4. What are the main components of a blockchain backbone?

Common components include the peer-to-peer network, consensus mechanism, block structure, transaction rules, storage layer, and cryptographic security model.

5. How is blockchain backbone related to DLT?

A blockchain backbone is one way to implement distributed ledger technology. DLT is the broader category.

6. Do all blockchain backbones use mining?

No. Some use mining, but many use staking or other validator-based consensus methods.

7. Can a permissioned ledger have a blockchain backbone?

Yes. A permissioned blockchain still has core ledger, networking, validation, and storage components.

8. Is blockchain really immutable?

It is designed to be append-only and hard to alter, but absolute immutability is not a perfect description in every real-world scenario.

9. Why does the backbone matter for wallets and DeFi?

Wallet balances, token ownership, smart contract execution, and settlement all depend on the integrity of the underlying blockchain backbone.

10. How can I evaluate a blockchain backbone?

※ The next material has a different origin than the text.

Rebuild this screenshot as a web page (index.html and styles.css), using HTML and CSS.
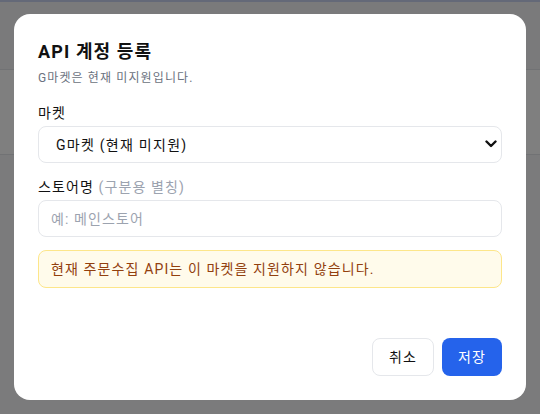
FILE: index.html
```html
<!DOCTYPE html>
<html lang="ko">
<head>
    <meta charset="UTF-8">
    <meta name="viewport" content="width=device-width, initial-scale=1.0">
    <title>API 계정 등록</title>
    <link rel="stylesheet" href="styles.css">
</head>
<body>
    <!-- Page behind the dialog -->
    <div class="page">
        <header class="page-header"></header>
        <div class="page-toolbar"></div>
        <div class="page-body"></div>
    </div>

    <!-- Register modal -->
    <div class="overlay">
        <div class="modal">
            <h2 class="modal-title">API 계정 등록</h2>
            <p class="modal-sub">G마켓은 현재 미지원입니다.</p>

            <div class="field">
                <label class="field-label" for="market">마켓</label>
                <div class="select-wrap">
                    <select id="market" class="control select">
                        <option>G마켓 (현재 미지원)</option>
                        <option>쿠팡</option>
                        <option>스마트스토어</option>
                    </select>
                    <svg class="chevron" width="12" height="8" viewBox="0 0 12 8">
                        <path d="M1.5 1.5 L6 6 L10.5 1.5" fill="none" stroke="#111" stroke-width="2.4" stroke-linecap="round" stroke-linejoin="round"/>
                    </svg>
                </div>
            </div>

            <div class="field field-store">
                <label class="field-label" for="store">스토어명 <span class="hint">(구분용 별칭)</span></label>
                <input id="store" class="control" type="text" placeholder="예: 메인스토어">
            </div>

            <div class="notice">현재 주문수집 API는 이 마켓을 지원하지 않습니다.</div>

            <div class="modal-actions">
                <button class="btn btn-cancel">취소</button>
                <button class="btn btn-save">저장</button>
            </div>
        </div>
    </div>
</body>
</html>
```

FILE: styles.css
```css
* {
    margin: 0;
    padding: 0;
    box-sizing: border-box;
}

body {
    font-family: Roboto, "Noto Sans CJK KR", sans-serif;
    letter-spacing: 0.07em;
    background: #ffffff;
    color: #111827;
    overflow: hidden;
}

/* Page behind */
.page {
    height: 414px;
}

.page-header {
    height: 70px;
    background: #f4f5f7;
    border-top: 2px solid #c9d3f0;
    border-bottom: 1px solid #e3e5e8;
}

.page-toolbar {
    height: 85px;
    background: #ffffff;
    border-bottom: 1px solid #e3e5e8;
}

.page-body {
    height: 259px;
    background: #f7f7f8;
}

/* Overlay */
.overlay {
    position: fixed;
    top: 0;
    left: 0;
    width: 100%;
    height: 100%;
    background: rgba(0, 0, 0, 0.5);
    display: flex;
    justify-content: center;
    align-items: center;
}

.modal {
    width: 512px;
    background: #ffffff;
    border-radius: 16px;
    padding: 24px;
}

.modal-title {
    font-size: 18px;
    line-height: 28px;
    font-weight: 700;
    color: #111111;
}

.modal-sub {
    margin-top: 4px;
    font-size: 12px;
    line-height: 16px;
    color: #6b7280;
}

/* Fields */
.field {
    margin-top: 17px;
}

.field-store {
    margin-top: 14px;
}

.field-label {
    display: block;
    font-size: 14px;
    line-height: 20px;
    color: #111111;
    margin-bottom: 3px;
}

.hint {
    color: #9ca3af;
}

.control {
    display: block;
    width: 100%;
    height: 37px;
    border: 1px solid #e5e7eb;
    border-radius: 8px;
    background: #ffffff;
    font-family: inherit;
    font-size: 14px;
    letter-spacing: inherit;
    color: #111111;
    padding: 0 12px;
    outline: none;
}

.control::placeholder {
    color: #9ca3af;
}

.select-wrap {
    position: relative;
}

.select {
    appearance: none;
    padding-left: 17px;
    letter-spacing: 0.09em;
}

.chevron {
    position: absolute;
    right: 5px;
    top: 14px;
    pointer-events: none;
}

/* Notice */
.notice {
    margin-top: 13px;
    background: #fffbeb;
    border: 1px solid #fde68a;
    border-radius: 8px;
    padding: 8px 12px;
    font-size: 14px;
    line-height: 20px;
    color: #92400e;
}

/* Actions */
.modal-actions {
    margin-top: 50px;
    display: flex;
    justify-content: flex-end;
    gap: 8px;
}

.btn {
    font-family: inherit;
    font-size: 14px;
    line-height: 20px;
    letter-spacing: inherit;
    border-radius: 8px;
    cursor: pointer;
}

.btn-cancel {
    background: #ffffff;
    color: #111111;
    border: 1px solid #e5e7eb;
    padding: 8px 16px;
}

.btn-save {
    background: #2563eb;
    color: #ffffff;
    border: none;
    padding: 9px 16px;
}
```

Look at consensus design, validator decentralization, security history, client diversity, throughput limits, finality model, governance, and developer tooling.

Key Takeaways

  • Blockchain backbone is a practical term for the core infrastructure that makes a blockchain system work.
  • It typically includes the ledger model, peer-to-peer network, consensus mechanism, cryptography, validation rules, and storage.
  • The backbone supports everything built on top of it, including wallets, tokens, smart contracts, DeFi, and enterprise applications.
  • A strong backbone can improve integrity, auditability, and resilience, but it does not eliminate security, privacy, or governance risks.
  • Blockchain backbone is related to, but not identical with, blockchain, DLT, blockchain protocol, or blockchain infrastructure.
  • Public, permissionless systems and private, permissioned systems can both have a blockchain backbone.
  • Investors and businesses should study the backbone before trusting project claims, using capital, or deploying applications.
  • Technical quality matters more than marketing language when evaluating blockchain systems.